At the same time, the investigations are left largely in the hands of young, low-ranking officers who may not be inclined to go after senior commanders, Fidell said.
“It may be a little unrealistic [to think] that a junior officer will turn himself into Ken Starr,” said Fidell, referring to the independent counsel who investigated the Whitewater and Monica Lewinsky matters during the Clinton administration.
Some military officers say it is particularly critical, though, to prosecute officers in the Abu Ghraib case in light of the increasing trend, over the past decade or so, toward high-profile cases in which commanders’ errors in judgment have been criminalized.
Officers cite the court martial of an Air Force airborne control aircraft crew member following the accidental shootdown of two U.S. Army Black Hawk helicopters in northern Iraq in April 1994, among other examples.
Americans may have become inured to military criminal cases over the years to such an extent that the seriousness of any Abu Ghraib officer prosecutions could fade in the public consciousness, some officers worry.
The risk is that “all cases will seem to have the same magnitude,” a senior officer said.
“Lawyers—and their adversarial processes—are the answer only in a minority of cases,” said another senior officer, noting the Abu Ghraib abuses should be considered a rare but serious breakdown in command discipline rather than one in a string of bad judgment calls.
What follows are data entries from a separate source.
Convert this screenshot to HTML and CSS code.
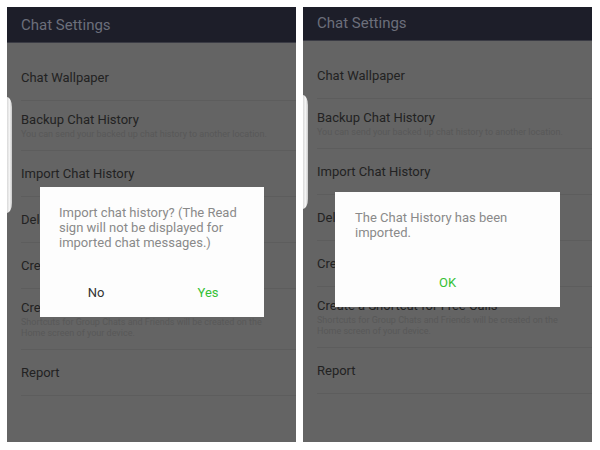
FILE: index.html
```html
<!DOCTYPE html>
<html>
<head>
<meta charset="utf-8">
<link rel="stylesheet" href="styles.css">
</head>
<body>
<div class="screens">
  <section class="phone">
    <header class="bar">Chat Settings</header>
    <ul class="list">
      <li class="row"><span class="title">Chat Wallpaper</span></li>
      <li class="row"><span class="title">Backup Chat History</span><span class="sub">You can send your backed up chat history to another location.</span></li>
      <li class="row"><span class="title">Import Chat History</span></li>
      <li class="row"><span class="title">Delete All Chat History</span></li>
      <li class="row"><span class="title">Create Chat Shortcuts</span></li>
      <li class="row"><span class="title">Create a Shortcut for Free Calls</span><span class="sub">Shortcuts for Group Chats and Friends will be created on the Home screen of your device.</span></li>
      <li class="row"><span class="title">Report</span></li>
    </ul>
    <div class="bezel"></div>
    <div class="dialog dialog-confirm">
      <p class="msg">Import chat history? (The Read sign will not be displayed for imported chat messages.)</p>
      <div class="actions">
        <span class="btn">No</span>
        <span class="btn btn-green">Yes</span>
      </div>
    </div>
  </section>
  <section class="phone phone-b">
    <header class="bar">Chat Settings</header>
    <ul class="list">
      <li class="row"><span class="title">Chat Wallpaper</span></li>
      <li class="row"><span class="title">Backup Chat History</span><span class="sub">You can send your backed up chat history to another location.</span></li>
      <li class="row"><span class="title">Import Chat History</span></li>
      <li class="row"><span class="title">Delete All Chat History</span></li>
      <li class="row"><span class="title">Create Chat Shortcuts</span></li>
      <li class="row"><span class="title">Create a Shortcut for Free Calls</span><span class="sub">Shortcuts for Group Chats and Friends will be created on the Home screen of your device.</span></li>
      <li class="row"><span class="title">Report</span></li>
    </ul>
    <div class="bezel"></div>
    <div class="dialog dialog-done">
      <p class="msg">The Chat History has been imported.</p>
      <div class="actions">
        <span class="btn btn-green">OK</span>
      </div>
    </div>
  </section>
</div>
</body>
</html>
```

FILE: styles.css
```css
* { box-sizing: border-box; }
html, body { margin: 0; padding: 0; background: #ffffff; }
body { font-family: Roboto, "Noto Sans", sans-serif; }

.screens {
  display: flex;
  gap: 7px;
  padding: 7px 0 0 7px;
}

.phone {
  position: relative;
  width: 289px;
  height: 435px;
  background: #646464;
  overflow: hidden;
}

.bar {
  height: 36px;
  background: #1d1e29;
  color: #6c6f7b;
  font-size: 15px;
  line-height: 36px;
  padding-left: 14px;
  border-bottom: 1px solid #3a3b44;
}
.phone-b .bar { height: 34px; line-height: 33px; }

.list {
  list-style: none;
  margin: 0;
  padding: 12px 0 0 0;
}

.row {
  display: flex;
  flex-direction: column;
  justify-content: center;
  min-height: 46px;
  padding: 10px 0;
  margin-left: 14px;
  border-bottom: 1px solid #5d5d5d;
}

.title {
  font-size: 13px;
  line-height: 18px;
  color: #222222;
  white-space: nowrap;
}

.sub {
  font-size: 9px;
  line-height: 11px;
  color: #585858;
  padding-right: 10px;
}

.bezel {
  position: absolute;
  left: 0;
  top: 90px;
  width: 5px;
  height: 116px;
  background: linear-gradient(to right, #d8d8d8, #f4f4f4 50%, #c9c9c9);
  border-radius: 0 6px 6px 0 / 0 12px 12px 0;
}
.phone-b .bezel { top: 88px; height: 114px; }

.dialog {
  position: absolute;
  background: #fdfdfd;
  display: flex;
  flex-direction: column;
}
.dialog-confirm { left: 33px; top: 180px; width: 224px; height: 130px; padding: 18px 19px 0 19px; }
.dialog-done { left: 32px; top: 185px; width: 225px; height: 115px; padding: 18px 20px 0 20px; }

.msg {
  margin: 0;
  font-size: 13px;
  line-height: 15px;
  color: #8a8a8a;
}

.actions {
  margin-top: auto;
  height: 50px;
  display: flex;
  margin-left: -19px;
  margin-right: -19px;
}
.dialog-done .actions { margin-left: -20px; margin-right: -20px; }

.btn {
  flex: 1;
  display: flex;
  align-items: center;
  justify-content: center;
  font-size: 13px;
  color: #333333;
}
.btn-green { color: #35c135; }
```
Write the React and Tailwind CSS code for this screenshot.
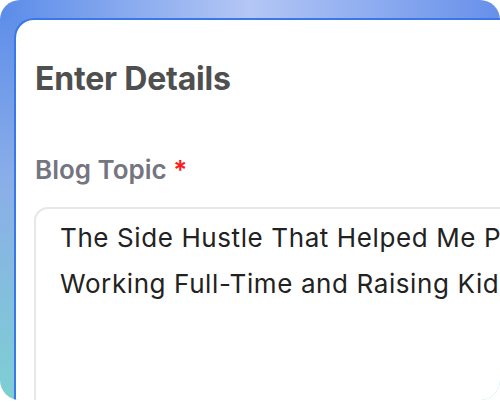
import React from 'react';

// gradient frame: horizontal sweep along the top, vertical blue→teal along the side
const FRAME_BG =
  '[background:linear-gradient(90deg,#5b8ce9_0%,#b4c7f5_50%,#6690ea_100%)_top/100%_20px_no-repeat,linear-gradient(180deg,#5b8ce9_0%,#8aaee8_45%,#7dcfd3_100%)]';

const App = () => {
  return (
    <div className="w-[500px] h-[402px] overflow-hidden bg-white font-['Inter','Liberation_Sans',sans-serif]">
      <div className={`w-[500px] h-[400px] rounded-[20px] overflow-hidden pl-[14px] pt-[18px] ${FRAME_BG}`}>
        <div className="w-[620px] h-[520px] bg-white border-l-2 border-t-2 border-[#3b78e7] rounded-tl-[20px] pl-[19px] pt-[39px]">
          <h2 className="text-[32px] leading-[40px] font-bold text-[#4f4f4f] tracking-[-0.2px]">
            Enter Details
          </h2>

          <label className="block mt-[55px] text-[26px] leading-[32px] font-semibold text-[#75757f]">
            Blog Topic <span className="text-[#ff1a1a]">*</span>
          </label>

          <div className="mt-[21px] -ml-[1px] w-[600px] h-[260px] border-2 border-[#e5e7eb] rounded-[14px] pl-[24px] pt-[6px] text-[26px] leading-[46px] tracking-[0.6px] text-[#222222] whitespace-nowrap">
            <div>The Side Hustle That Helped Me Pay Off Debt While</div>
            <div>Working Full-Time and Raising Kids</div>
          </div>
        </div>
      </div>
    </div>
  );
};

export default App;
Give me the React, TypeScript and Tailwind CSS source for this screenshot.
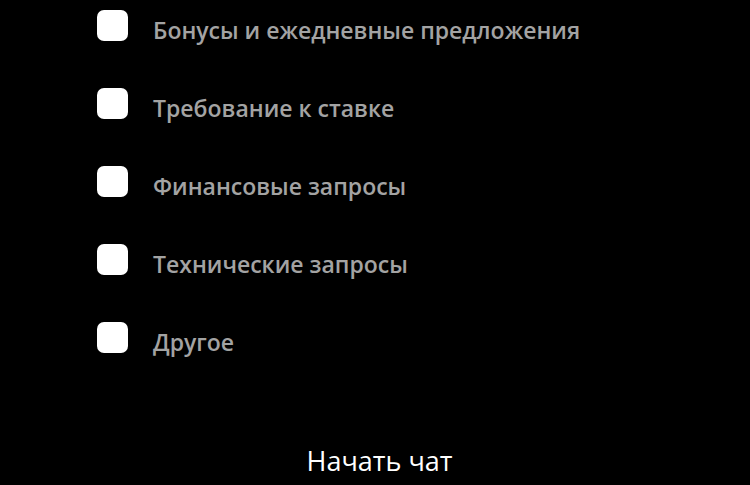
import React from 'react';

const topics = [
  'Бонусы и ежедневные предложения',
  'Требование к ставке',
  'Финансовые запросы',
  'Технические запросы',
  'Другое',
];

export default function App() {
  return (
    <div className="w-[750px] h-[485px] bg-black overflow-hidden flex flex-col" style={{ fontFamily: '"Open Sans", "Noto Sans", sans-serif' }}>
      <div className="flex flex-col pl-[97px] pt-[10px]">
        {topics.map((t) => (
          <label key={t} className="flex items-center h-[31px] mb-[47px] cursor-pointer">
            <span className="w-[31px] h-[31px] rounded-[7px] bg-white shrink-0" />
            <span className="ml-[25px] mt-[9px] text-[23px] font-semibold text-[#a3a3a3] leading-none">{t}</span>
          </label>
        ))}
      </div>
      <div className="flex justify-center mt-[47px] pl-[9px]">
        <button className="text-white text-[27px] leading-none">Начать чат</button>
      </div>
    </div>
  );
}
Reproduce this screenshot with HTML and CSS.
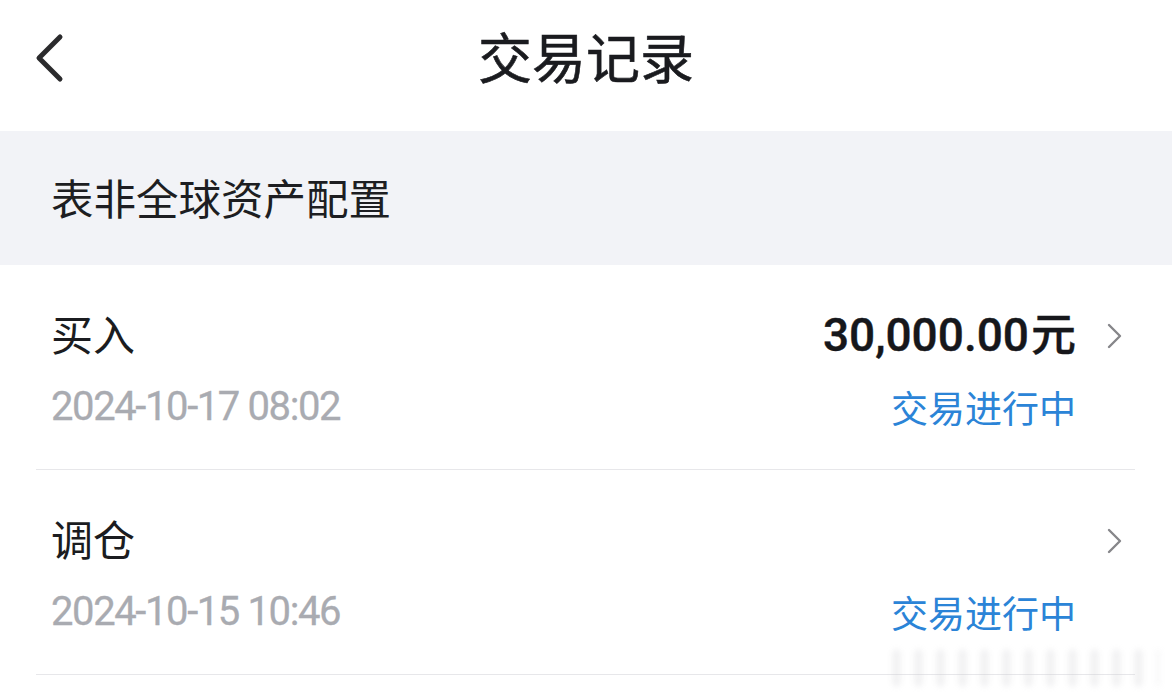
FILE: index.html
```html
<!DOCTYPE html>
<html lang="zh-CN">
<head>
<meta charset="utf-8">
<title>交易记录</title>
<link rel="stylesheet" href="styles.css">
</head>
<body>
<div class="page">
  <header class="topbar">
    <div class="back">
      <svg width="30" height="50" viewBox="0 0 30 50"><path d="M26 4 L5 25 L26 46" fill="none" stroke="#2b2b2d" stroke-width="5" stroke-linecap="round" stroke-linejoin="round"/></svg>
    </div>
    <h1 class="title">交易记录</h1>
    <div class="spacer"></div>
  </header>

  <section class="group">表非全球资产配置</section>

  <ul class="list">
    <li class="row">
      <div class="main">
        <div class="line1">
          <span class="name">买入</span>
          <span class="amount">30,000.00<span class="unit">元</span></span>
        </div>
        <div class="line2">
          <span class="date">2024-10-17 08:02</span>
          <span class="status">交易进行中</span>
        </div>
      </div>
      <div class="arrow">
        <svg width="16" height="26" viewBox="0 0 16 26"><path d="M2 2 L13 13 L2 24" fill="none" stroke="#86868a" stroke-width="2.4" stroke-linecap="round" stroke-linejoin="round"/></svg>
      </div>
    </li>
    <li class="row">
      <div class="main">
        <div class="line1">
          <span class="name">调仓</span>
          <span class="amount"></span>
        </div>
        <div class="line2">
          <span class="date">2024-10-15 10:46</span>
          <span class="status">交易进行中</span>
        </div>
      </div>
      <div class="arrow">
        <svg width="16" height="26" viewBox="0 0 16 26"><path d="M2 2 L13 13 L2 24" fill="none" stroke="#86868a" stroke-width="2.4" stroke-linecap="round" stroke-linejoin="round"/></svg>
      </div>
    </li>
  </ul>
  <div class="watermark"></div>
</div>
</body>
</html>
```

FILE: styles.css
```css
* { box-sizing: border-box; }
html, body {
  margin: 0;
  padding: 0;
  background: #ffffff;
}
body {
  font-family: "Noto Sans CJK SC", "Noto Sans", sans-serif;
  color: #1b1c20;
}
.page {
  position: relative;
  width: 1172px;
  height: 698px;
  overflow: hidden;
}
.topbar {
  height: 131px;
  display: grid;
  grid-template-columns: 1fr auto 1fr;
  align-items: center;
  padding-bottom: 20px;
}
.back {
  padding-left: 34px;
  display: flex;
  align-items: center;
  padding-top: 4px;
}
.back svg { display: block; }
.title {
  margin: 0;
  font-size: 54px;
  font-weight: 400;
  line-height: 60px;
  color: #1a1b1f;
  -webkit-text-stroke: 0.6px #1a1b1f;
}
.group {
  height: 134px;
  background: #f2f3f7;
  display: flex;
  align-items: center;
  padding-left: 51px;
  padding-bottom: 2px;
  font-size: 42.5px;
  line-height: 50px;
  color: #1d1e22;
}
.list {
  list-style: none;
  margin: 0;
  padding: 0;
}
.row {
  height: 205px;
  margin: 0 37px 0 36px;
  border-bottom: 1px solid #e7e7ea;
  display: flex;
}
.main {
  flex: 1;
  padding-left: 15px;
  padding-top: 43px;
}
.line1 {
  height: 50px;
  display: flex;
  justify-content: space-between;
  align-items: center;
}
.name {
  font-size: 42px;
  line-height: 50px;
  color: #1b1c20;
}
.amount {
  font-family: Roboto, "Noto Sans CJK SC", sans-serif;
  font-weight: 500;
  font-size: 46px;
  line-height: 50px;
  color: #16171b;
  -webkit-text-stroke: 0.4px #16171b;
}
.unit {
  font-family: "Noto Sans CJK SC", sans-serif;
  font-weight: 500;
  font-size: 45px;
  margin-left: 2px;
}
.line2 {
  margin-top: 27px;
  height: 44px;
  display: flex;
  justify-content: space-between;
  align-items: center;
}
.date {
  font-family: Roboto, sans-serif;
  font-weight: 400;
  font-size: 40px;
  letter-spacing: -1.4px;
  line-height: 44px;
  color: #a9abb1;
  -webkit-text-stroke: 0.3px #a9abb1;
}
.status {
  font-size: 37px;
  line-height: 44px;
  color: #2b84d7;
}
.arrow {
  width: 59px;
  padding-left: 31px;
  padding-top: 58px;
}
.arrow svg { display: block; }
.watermark {
  position: absolute;
  left: 893px;
  top: 650px;
  width: 266px;
  height: 36px;
  background: repeating-linear-gradient(90deg, rgba(200,200,204,0.5) 0 7px, rgba(255,255,255,0) 7px 22px);
  filter: blur(3px);
  opacity: 0.6;
}
```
One Army officer said the entire chain of command related to the Abu Ghraib prison—to include non-commissioned officers—must be investigated for culpability.
“I’m not standing back looking for any one class of soldier to be held accountable,” said this source, noting officers are expected to “set the expectations, then it’s the NCOs who ensure the soldiers are held to that standard.”
“I’m looking for the Army to hold those responsible accountable,” the Army officer said.